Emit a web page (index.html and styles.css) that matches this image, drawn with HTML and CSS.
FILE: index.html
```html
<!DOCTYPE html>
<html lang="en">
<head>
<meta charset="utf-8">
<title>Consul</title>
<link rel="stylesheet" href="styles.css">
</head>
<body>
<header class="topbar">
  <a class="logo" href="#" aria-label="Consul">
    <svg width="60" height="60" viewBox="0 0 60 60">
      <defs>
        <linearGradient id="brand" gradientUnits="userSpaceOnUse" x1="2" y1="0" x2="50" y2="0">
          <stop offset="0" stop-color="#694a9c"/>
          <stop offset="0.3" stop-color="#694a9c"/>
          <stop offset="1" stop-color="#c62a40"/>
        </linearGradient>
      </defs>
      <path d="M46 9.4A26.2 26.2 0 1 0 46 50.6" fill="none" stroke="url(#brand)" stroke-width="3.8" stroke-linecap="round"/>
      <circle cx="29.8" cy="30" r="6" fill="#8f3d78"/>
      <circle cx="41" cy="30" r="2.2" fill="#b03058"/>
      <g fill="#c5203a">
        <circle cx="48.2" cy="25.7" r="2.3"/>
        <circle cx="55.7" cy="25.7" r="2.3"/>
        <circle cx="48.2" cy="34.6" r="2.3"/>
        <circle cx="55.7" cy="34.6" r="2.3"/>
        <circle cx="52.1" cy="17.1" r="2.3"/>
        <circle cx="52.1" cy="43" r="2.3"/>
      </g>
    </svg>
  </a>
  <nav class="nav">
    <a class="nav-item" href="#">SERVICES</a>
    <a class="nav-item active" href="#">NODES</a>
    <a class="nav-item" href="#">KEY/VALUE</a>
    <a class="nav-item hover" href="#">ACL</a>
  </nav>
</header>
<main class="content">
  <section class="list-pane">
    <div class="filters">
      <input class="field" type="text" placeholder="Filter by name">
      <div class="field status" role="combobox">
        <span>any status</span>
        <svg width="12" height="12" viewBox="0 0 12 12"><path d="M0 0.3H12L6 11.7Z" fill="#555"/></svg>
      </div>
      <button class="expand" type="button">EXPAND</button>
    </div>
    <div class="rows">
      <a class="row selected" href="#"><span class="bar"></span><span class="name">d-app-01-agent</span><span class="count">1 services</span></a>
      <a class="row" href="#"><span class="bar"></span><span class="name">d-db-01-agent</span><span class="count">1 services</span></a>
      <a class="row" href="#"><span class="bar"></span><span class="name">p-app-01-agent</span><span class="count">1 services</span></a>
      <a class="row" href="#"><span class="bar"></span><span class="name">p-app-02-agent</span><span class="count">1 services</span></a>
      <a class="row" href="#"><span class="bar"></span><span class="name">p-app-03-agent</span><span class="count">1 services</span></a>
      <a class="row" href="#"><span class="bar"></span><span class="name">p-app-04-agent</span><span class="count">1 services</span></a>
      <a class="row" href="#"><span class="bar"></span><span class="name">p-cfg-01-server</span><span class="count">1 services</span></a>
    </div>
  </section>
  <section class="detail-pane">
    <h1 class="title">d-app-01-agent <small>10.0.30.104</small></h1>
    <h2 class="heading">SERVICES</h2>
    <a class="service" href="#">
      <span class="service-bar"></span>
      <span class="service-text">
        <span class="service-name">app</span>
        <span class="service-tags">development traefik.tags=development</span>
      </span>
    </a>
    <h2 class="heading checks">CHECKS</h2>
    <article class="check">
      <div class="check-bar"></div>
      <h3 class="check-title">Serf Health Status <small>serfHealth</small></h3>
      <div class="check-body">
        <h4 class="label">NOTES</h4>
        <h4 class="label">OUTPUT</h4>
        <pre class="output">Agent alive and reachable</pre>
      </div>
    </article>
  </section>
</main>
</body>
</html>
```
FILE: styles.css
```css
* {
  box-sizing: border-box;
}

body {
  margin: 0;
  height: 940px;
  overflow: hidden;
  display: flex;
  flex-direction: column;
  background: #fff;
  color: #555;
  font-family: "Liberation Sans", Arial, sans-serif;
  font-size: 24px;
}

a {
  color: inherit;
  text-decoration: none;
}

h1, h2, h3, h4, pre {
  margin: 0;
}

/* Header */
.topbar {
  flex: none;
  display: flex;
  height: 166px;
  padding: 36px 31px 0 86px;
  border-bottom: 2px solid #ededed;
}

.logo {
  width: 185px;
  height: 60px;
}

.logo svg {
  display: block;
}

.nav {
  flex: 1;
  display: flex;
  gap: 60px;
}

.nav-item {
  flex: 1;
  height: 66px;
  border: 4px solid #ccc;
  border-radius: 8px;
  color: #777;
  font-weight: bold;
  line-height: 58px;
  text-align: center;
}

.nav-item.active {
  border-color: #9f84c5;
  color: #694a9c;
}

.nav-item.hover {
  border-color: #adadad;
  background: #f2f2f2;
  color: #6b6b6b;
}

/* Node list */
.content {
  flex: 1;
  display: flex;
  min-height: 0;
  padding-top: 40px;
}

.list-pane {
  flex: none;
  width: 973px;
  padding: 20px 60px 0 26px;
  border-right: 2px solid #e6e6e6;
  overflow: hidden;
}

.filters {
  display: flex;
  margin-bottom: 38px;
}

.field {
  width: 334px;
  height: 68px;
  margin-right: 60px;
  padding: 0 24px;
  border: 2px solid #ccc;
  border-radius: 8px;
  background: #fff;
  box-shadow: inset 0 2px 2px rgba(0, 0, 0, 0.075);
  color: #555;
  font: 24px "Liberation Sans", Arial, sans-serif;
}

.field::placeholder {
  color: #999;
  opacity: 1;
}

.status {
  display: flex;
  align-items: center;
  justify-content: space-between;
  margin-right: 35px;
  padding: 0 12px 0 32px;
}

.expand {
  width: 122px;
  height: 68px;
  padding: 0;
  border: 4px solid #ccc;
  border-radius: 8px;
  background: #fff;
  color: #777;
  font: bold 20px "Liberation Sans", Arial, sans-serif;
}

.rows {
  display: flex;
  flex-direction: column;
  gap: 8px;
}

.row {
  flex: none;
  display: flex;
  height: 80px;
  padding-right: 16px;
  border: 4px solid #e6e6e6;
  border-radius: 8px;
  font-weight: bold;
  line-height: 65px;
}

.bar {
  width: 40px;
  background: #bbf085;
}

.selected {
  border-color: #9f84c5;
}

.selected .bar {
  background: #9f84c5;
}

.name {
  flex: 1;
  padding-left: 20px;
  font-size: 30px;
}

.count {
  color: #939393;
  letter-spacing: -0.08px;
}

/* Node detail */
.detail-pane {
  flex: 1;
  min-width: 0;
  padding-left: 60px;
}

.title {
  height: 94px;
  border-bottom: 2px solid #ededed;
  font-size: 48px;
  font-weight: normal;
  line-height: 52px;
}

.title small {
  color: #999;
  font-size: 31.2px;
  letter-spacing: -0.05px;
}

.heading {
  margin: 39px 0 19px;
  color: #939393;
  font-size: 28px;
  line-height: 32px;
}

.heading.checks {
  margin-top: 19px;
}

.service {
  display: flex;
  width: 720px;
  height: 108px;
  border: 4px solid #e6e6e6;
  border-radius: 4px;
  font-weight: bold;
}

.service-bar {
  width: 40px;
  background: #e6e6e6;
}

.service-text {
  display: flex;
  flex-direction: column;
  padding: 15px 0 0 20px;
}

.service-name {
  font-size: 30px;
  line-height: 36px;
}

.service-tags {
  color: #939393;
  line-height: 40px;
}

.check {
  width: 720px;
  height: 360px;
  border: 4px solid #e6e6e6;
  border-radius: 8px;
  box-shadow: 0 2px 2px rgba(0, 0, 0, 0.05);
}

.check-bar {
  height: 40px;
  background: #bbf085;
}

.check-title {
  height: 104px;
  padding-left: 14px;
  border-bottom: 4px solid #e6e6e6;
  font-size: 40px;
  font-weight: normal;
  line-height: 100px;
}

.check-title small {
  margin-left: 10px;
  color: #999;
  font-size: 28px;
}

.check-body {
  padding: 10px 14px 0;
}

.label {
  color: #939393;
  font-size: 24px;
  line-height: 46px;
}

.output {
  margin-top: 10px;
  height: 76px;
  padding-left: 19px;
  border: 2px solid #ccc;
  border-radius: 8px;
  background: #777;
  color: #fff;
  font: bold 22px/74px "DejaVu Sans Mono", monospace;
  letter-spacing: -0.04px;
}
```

+---+

__THE EXERCISE__.
Gather each line from the listing above that holds "styles".

__TASK RESPONSE__.
Emit a web page (index.html and styles.css) that matches this image, drawn with HTML and CSS.
<link rel="stylesheet" href="styles.css">
FILE: styles.css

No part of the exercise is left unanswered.